I teach, a job which, unlike scanning bar-codes, uses a lot of my creative energy. So sitting down to write sometimes requires really psyching myself up. But once I get into it, I love revising sentences, mulling over words, rearranging paragraphs. Sometimes I think I write too slowly because I get so deeply immersed in the pleasure of craft. Reading a satisfying sentence is like pulling a beautiful cake out of the oven and cutting a slice: I’m so thrilled that I actually made it turn out.

Who or what is your biggest inspiration when you write?

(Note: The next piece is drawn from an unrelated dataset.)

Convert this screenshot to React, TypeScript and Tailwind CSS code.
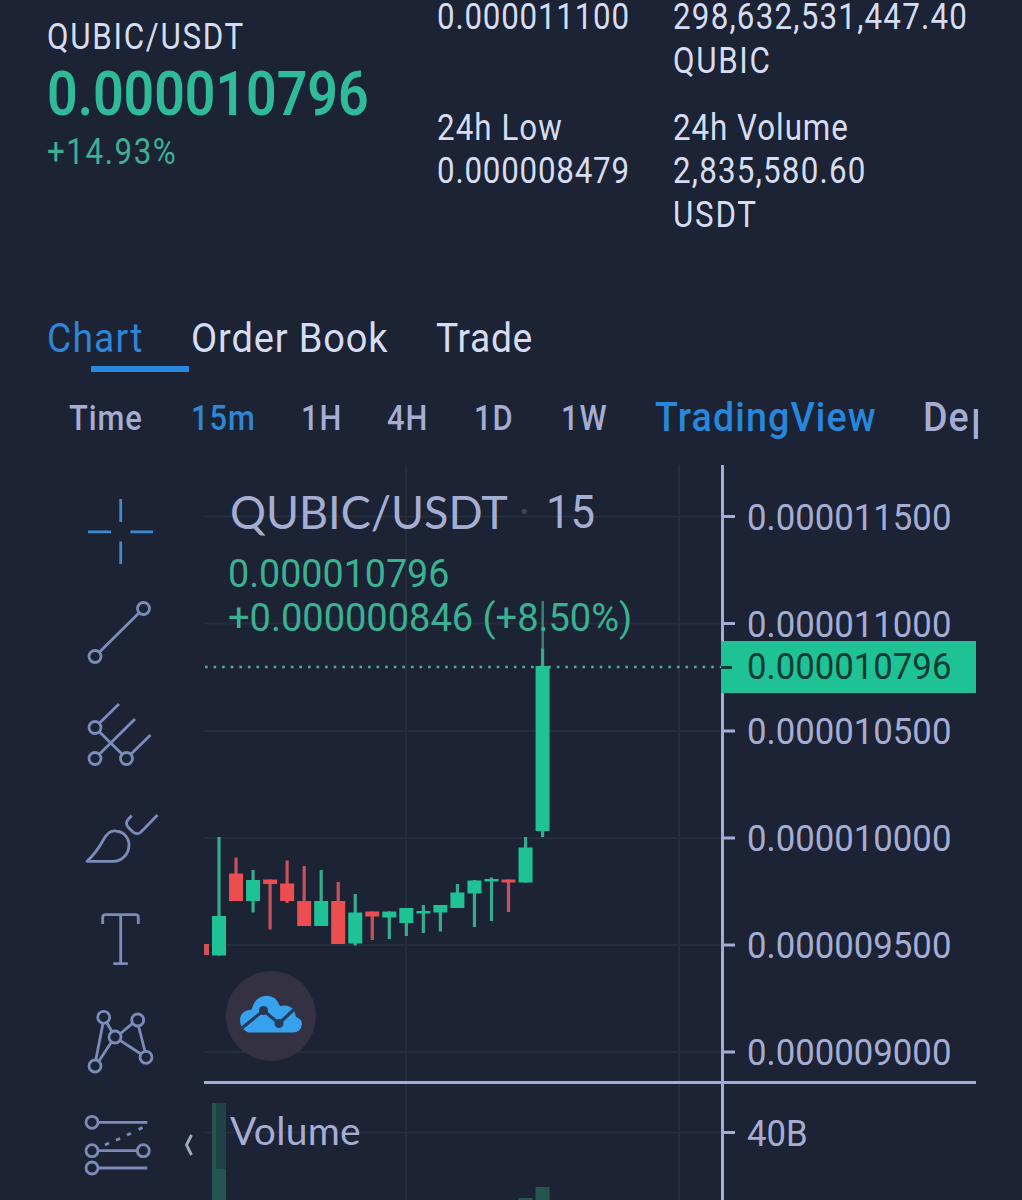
import type { ReactNode } from "react";
import { clsx } from "clsx";

type Candle = {
  up: boolean;
  open: number;
  close: number;
  high: number;
  low: number;
};

// y values are chart pixels, one candle per 17px step
const candles: Candle[] = [
  { up: true, open: 451, close: 490.5, high: 372, low: 490.5 },
  { up: false, open: 408.5, close: 436, high: 392.5, low: 436 },
  { up: true, open: 415, close: 436, high: 405, low: 447.5 },
  { up: false, open: 414.5, close: 419, high: 414.5, low: 464.5 },
  { up: false, open: 418.5, close: 436, high: 395.5, low: 438 },
  { up: false, open: 436, close: 461, high: 401, low: 461 },
  { up: true, open: 436, close: 461, high: 405, low: 461 },
  { up: false, open: 436, close: 479, high: 417, low: 479 },
  { up: true, open: 447.5, close: 478.5, high: 429, low: 480.5 },
  { up: false, open: 446.5, close: 451.5, high: 446.5, low: 475 },
  { up: true, open: 446.5, close: 452.5, high: 446.5, low: 474 },
  { up: true, open: 443, close: 458, high: 443, low: 471 },
  { up: true, open: 446, close: 448.5, high: 440, low: 468 },
  { up: true, open: 440, close: 447.5, high: 440, low: 466.5 },
  { up: true, open: 427.5, close: 443, high: 419, low: 443 },
  { up: true, open: 415.5, close: 428.5, high: 415, low: 462 },
  { up: true, open: 414, close: 416.5, high: 412.5, low: 456 },
  { up: false, open: 414.5, close: 417.5, high: 414.5, low: 447 },
  { up: true, open: 382.5, close: 417.5, high: 372, low: 417.5 },
  { up: true, open: 201, close: 366, high: 183, low: 372 },
];

const prices = [
  "0.000011500",
  "0.000011000",
  "0.000010500",
  "0.000010000",
  "0.000009500",
  "0.000009000",
];

const intervals = [
  { label: "Time", width: "w-[122px]", active: false },
  { label: "15m", width: "w-[110px]", active: true },
  { label: "1H", width: "w-[86px]", active: false },
  { label: "4H", width: "w-[87px]", active: false },
  { label: "1D", width: "w-[87px]", active: false },
  { label: "1W", width: "w-[94px]", active: false },
];

function Line({ className, children }: { className?: string; children: ReactNode }) {
  return (
    <span className={clsx("block w-max origin-left whitespace-nowrap", className)}>{children}</span>
  );
}

function Tool({ children, className }: { children: ReactNode; className?: string }) {
  return (
    <svg
      viewBox="0 0 80 102"
      className={clsx("h-[102px] w-20 shrink-0", className ?? "text-[#7d8bbb]")}
      fill="none"
      stroke="currentColor"
      strokeWidth="2.8"
    >
      {children}
    </svg>
  );
}

function Toolbar() {
  return (
    <div className="flex w-[124px] shrink-0 flex-col pt-[15px]">
      <Tool className="text-[#3f8ad0]">
        <path d="M8 51.8H31M50.5 51.8H73M40.7 19V42M40.7 61.5V84" />
      </Tool>
      <Tool>
        <circle cx="15" cy="74.5" r="6" />
        <circle cx="63.5" cy="26.5" r="6" />
        <path d="M19.3 70.2 59.2 30.8" />
      </Tool>
      <Tool>
        <circle cx="15" cy="43.5" r="6" />
        <circle cx="15" cy="74.5" r="6" />
        <circle cx="46.5" cy="74.5" r="6" />
        <path d="M19.3 39.2 39 20M19.3 70.2 55 35M50.8 70.2 70.5 51M19.3 47.8 42.2 70.2" />
      </Tool>
      <Tool>
        <path
          strokeLinejoin="round"
          d="M7 75.3C16 67 20 60 23.3 54C27 47 32 44.5 36 45C44 45.5 49 52 49 59C49 68 42 75.3 33.3 75.3Z"
        />
        <path d="M51.7 29.5L48.5 33Q44.8 37 48 41L53 46Q57 49.5 61 46L77.5 29" />
      </Tool>
      <Tool>
        <path d="M22.7 36V29.5Q22.7 26.7 25.5 26.7H55.5Q58.3 26.7 58.3 29.5V36M40.7 26.7V75.6M33.3 75.6H47.8" />
      </Tool>
      <Tool>
        <circle cx="23.7" cy="27.3" r="6" />
        <circle cx="57.7" cy="30" r="6" />
        <circle cx="35" cy="47" r="6" />
        <circle cx="66" cy="67.3" r="6" />
        <circle cx="15" cy="76" r="6" />
        <path d="M23 33.3 15.8 70M26.7 32.5 32 41.8M31.5 52 18.8 71.2M40.2 43.8 52.6 33.4M58.5 36 65 61.4M40 50.3 61 64" />
      </Tool>
      <Tool>
        <circle cx="12" cy="30.3" r="6" />
        <circle cx="12" cy="58.7" r="6" />
        <circle cx="63.3" cy="58.7" r="6" />
        <circle cx="12" cy="76" r="6" />
        <path d="M18 30.3H67.3M18 58.7H57.3M18 76H67.3" />
        <path d="M25 53 29 51M36 48.2 40 46.4M47 43 51 41.2M58.5 37.4 62.5 35.6" />
      </Tool>
    </div>
  );
}

function Plot() {
  return (
    <svg viewBox="0 0 773 735" className="block h-[735px] w-[773px]">
      <g stroke="#252d3f" strokeWidth="2">
        {[51.5, 158.5, 266, 373, 480, 587, 667.5].map((y) => (
          <path key={y} d={`M0 ${y}H518`} />
        ))}
        <path d="M202 0V735M475 0V735" />
      </g>

      <g fill="#24564f">
        <rect x="8" y="638" width="14" height="97" fill="#1f4349" />
        <rect x="8" y="638" width="4" height="97" />
        <rect x="8" y="704" width="14" height="31" />
        <rect x="314.5" y="733" width="14" height="2" />
        <rect x="331.5" y="722" width="14" height="13" />
      </g>

      <rect x="0" y="479" width="5" height="11" fill="#d4505c" />
      {candles.map((c, i) => {
        const x = 15 + i * 17.03;
        return (
          <g key={i}>
            <rect x={x - 1.6} y={c.high} width="3.2" height={c.low - c.high} fill={c.up ? "#36ab8f" : "#c9505f"} />
            <rect x={x - 7} y={c.open} width="14" height={c.close - c.open} fill={c.up ? "#1fc294" : "#eb4d51"} />
          </g>
        );
      })}
      <rect x="337.5" y="136" width="2.4" height="48" fill="#3c8379" />

      <path d="M1 202H518" stroke="#58ab9e" strokeWidth="2.6" strokeDasharray="2.6 5.98" />

      <g stroke="#a3acd6" strokeWidth="3">
        <path d="M518.5 0V735M0 617.5H772" />
        {[51.5, 158.5, 266, 373, 480, 587, 667.5].map((y) => (
          <path key={y} d={`M519 ${y}H531`} />
        ))}
      </g>
    </svg>
  );
}

function CloudLogo() {
  return (
    <div className="flex size-[90px] items-center justify-center rounded-full bg-[#333142] pb-1">
      <svg viewBox="0 0 62 38" className="h-[38px] w-[62px]">
        <path
          d="M8 37.5Q0 34 0 25Q0 16 11.5 14.5Q15 1 27 .8Q36 .8 40 11Q49 9 54 15L56 22Q62 24 62 29Q61 37.5 53 37.5Z"
          fill="#36a2ee"
        />
        <path d="M2 33 23.5 15.5 39 28.5 55 13.5" fill="none" stroke="#263c5e" strokeWidth="3.2" />
        <circle cx="23.5" cy="15.5" r="4.5" fill="#2a3450" />
        <circle cx="39" cy="28.5" r="4.5" fill="#263c5e" />
      </svg>
    </div>
  );
}

export default function App() {
  return (
    <div className="flex h-[1200px] w-[1022px] flex-col overflow-hidden bg-[#1c2335] font-['Roboto',sans-serif] text-[#d6ddf3]">
      <header className="flex h-[300px] shrink-0 pl-[47px]">
        <div className="flex w-[390px] flex-col pt-[14px]">
          <Line className="scale-x-[0.87] text-[36px] leading-[46px] tracking-[1.95px]">QUBIC/USDT</Line>
          <Line className="scale-x-[0.865] text-[62px] leading-[68px] font-semibold text-[#2fba99]">0.000010796</Line>
          <Line className="scale-x-[0.87] text-[36px] leading-[48px] tracking-[1.8px] text-[#3fae94]">+14.93%</Line>
        </div>
        <div className="-mt-[4px] flex w-[236px] flex-col gap-[67px] text-[36px] leading-[43.5px]">
          <Line className="scale-x-[0.87] tracking-[0.9px]">0.000011100</Line>
          <div>
            <Line className="scale-x-[0.87] tracking-[1.2px]">24h Low</Line>
            <Line className="scale-x-[0.87] tracking-[0.9px]">0.000008479</Line>
          </div>
        </div>
        <div className="-mt-[4px] flex flex-col gap-[23.5px] text-[36px] leading-[43.5px]">
          <div>
            <Line className="scale-x-[0.87] tracking-[1.4px]">298,632,531,447.40</Line>
            <Line className="scale-x-[0.87] tracking-[1.9px]">QUBIC</Line>
          </div>
          <div>
            <Line className="scale-x-[0.87] tracking-[1.1px]">24h Volume</Line>
            <Line className="scale-x-[0.87] tracking-[1.4px]">2,835,580.60</Line>
            <Line className="scale-x-[0.87] tracking-[2px]">USDT</Line>
          </div>
        </div>
      </header>

      <nav className="flex h-[72px] shrink-0 flex-col justify-between pl-[47px] pt-[14px]">
        <div className="flex text-[40px] leading-[49px]">
          <div className="w-36 text-[#2f86d4]">
            <Line className="scale-x-[0.93] tracking-[1.3px]">Chart</Line>
          </div>
          <div className="w-[245px]">
            <Line className="scale-x-[0.95] tracking-[0.9px]">Order Book</Line>
          </div>
          <Line className="scale-x-[0.93] tracking-[0.7px]">Trade</Line>
        </div>
        <div className="ml-11 h-[6px] w-[98px] bg-[#2989df]" />
      </nav>

      <div className="flex h-[93px] w-[978px] shrink-0 items-start overflow-hidden pl-[69px] pt-[22px] text-[35px] leading-[49px] font-medium text-[#a5add3]">
        {intervals.map((item) => (
          <div key={item.label} className={clsx("shrink-0", item.width, item.active && "text-[#2f86d4]")}>
            <Line className="scale-x-[0.88] tracking-[1.1px]">{item.label}</Line>
          </div>
        ))}
        <div className="w-[268px] shrink-0 text-[40px] leading-[48px] text-[#2787dd]">
          <Line className="scale-x-[0.94] tracking-[1.2px]">TradingView</Line>
        </div>
        <Line className="scale-x-[0.94] text-[40px] leading-[48px] tracking-[1px]">
          De<span className="ml-[2px]">p</span>
        </Line>
      </div>

      <main className="flex h-[735px] shrink-0 pl-20 text-[#a5add3]">
        <Toolbar />
        <div className="relative">
          <Plot />
          <div className="absolute left-[26px] top-[19px] flex text-[46px] leading-[56px]">
            <Line className="scale-x-[0.977] font-['Lato',sans-serif]">QUBIC/USDT</Line>
            <Line className="ml-1 text-[#3d4660]">·</Line>
            <Line className="ml-4 scale-x-[0.95]">15</Line>
          </div>
          <div className="absolute left-[24px] top-[88px] text-[38px] leading-[43.5px] text-[#3bb193]">
            <Line className="scale-x-[0.99]">0.000010796</Line>
            <Line>+0.000000846 (+8.50%)</Line>
          </div>
          <div className="absolute left-[543px] top-0 text-[36px]">
            {prices.map((p) => (
              <Line key={p} className="h-[107px] scale-x-[0.965] leading-[107px]">{p}</Line>
            ))}
            <Line className="-mt-[26px] scale-x-[0.965] leading-[107px]">40B</Line>
          </div>
          <div className="absolute left-[517px] top-[176px] flex h-[52px] w-[255px] items-center bg-[#1fc294] text-[36px] text-[#0d3b35]">
            <div className="mr-[15px] h-[3px] w-[11px] bg-[#0d3b35]" />
            <Line className="scale-x-[0.965]">0.000010796</Line>
          </div>
          <div className="absolute left-[22px] top-[506px]">
            <CloudLogo />
          </div>
          <div className="absolute left-[26px] top-[642px] font-['Lato',sans-serif] text-[39px] leading-[46px]">
            <Line className="tracking-[0.3px]">Volume</Line>
          </div>
          <svg
            viewBox="0 0 10 26"
            className="absolute -left-[20px] top-[667px] h-[26px] w-[10px]"
            fill="none"
            stroke="#a3acbf"
            strokeWidth="2.8"
          >
            <path d="M7.5 3 2.5 13 7.5 23" />
          </svg>
        </div>
      </main>
    </div>
  );
}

When things get desperate, when I’m digging deep for inspiration, I think about the two years I spent compiling my MFA program’s alumni newsletter. There was one guy who wrote to us both years, and each time he said the same thing: that he was working as a businessman, not a writer, but he used his the skills he picked up during his MFA to edit the local community wine newsletter. I remember thinking about all the money I was spending on my degree, all the nights I woke up at three or four in the morning stuck on some component of an essay I was revising. I did not want to be that guy; I wanted to call myself a writer one day. So some days I think of him. And then I open my computer and get to work.

Do you have a writing schedule?

I write on Mondays and Fridays, the two weekdays I don’t go into campus. It’s taken years but I’ve finally learned to refuse to put anything else first. Regardless of the papers that need grading or the e-mails that need sending, or the students who desperately want to meet with me, I always show up for my writing days.

What is the hardest part of writing for you?

Believing writing is as valuable as all the other ways I could possibly spend my time, as valuable as my paid work and time spent with the people I love. And treating it that way.

Are you working on anything now?

I’m working on a book-length project on the dangers of love stories. It’s an amalgamation of memoir, family mythology, and research on things like the neurochemistry of love and the way sociologists understand storytelling. The book was inspired my parents’ divorce, and my own desire to investigate how their love story shaped everything I thought I understood about love. The essay in issue five of Under the Gum Tree was originally meant for the book. But I realized the piece needed to be written in the direct address, a voice at odds with the rest of the book, so I found a way to make it stand alone.

How many rejections did you get before you had something published? How did you deal with them?

I was lucky to have mentors who told me to expect ten rejections for every publication but who encouraged me to submit anyway, so rejection is always my default expectation. My first essay was rejected four times before it was accepted, and each of those rejections felt like a writer merit badge. I thought, “Okay, another rejection, that must mean I’m doing this right.” Other essays I’ve submitted eight or ten times with no success, which can be frustrating. But I remind myself that as long as I’m still submitting I’m not going to become wine-newsletter guy.

How did you celebrate when you got your first acceptance?

I did what I suspect most people do: I called my mom. I still do that when I get an acceptance letter. And she’s always as happy as the first time. It feels great.

Do you prefer typing or pencil to paper when you write?

I usually write things out by hand when I’m thinking through a scene or idea for the first time. Later I type it into my computer for tinkering and revision. There’s something about the tactile experience of a pen on paper—and maybe also the slowness of it—that feels generative. Some ideas come out in print and others in cursive. I choose the pen and paper based on some instinct that I don’t really understand, and if it doesn’t feel right–physically the pen against the page–I’ll try another combination.

Do you have any advice for other writers?

I suspect it might be better if this space was dedicated to other writers giving me advice. I’ve got some questions: How do you write about family and still respect their privacy? Is it possible to be both honest and kind? And if not, what should I do? How do your promote your work without being annoying, or should I just stop caring and get aggressive about how valuable I believe what I have to say actually is? What do you do on the day you stop believing you have something valuable to say? What if that day comes once every two weeks? Is it better to write slowly, taking real-time with each sentence, or to write quickly and churn out new material and worry about sentences later? What if I finish this book and have nothing else to write about? I’d better stop there. Questions are sometimes disabling.

Is there anything else you would like to share with the readers?

Thank you for reading my piece. Having an audience, however big or small, is such a luxury.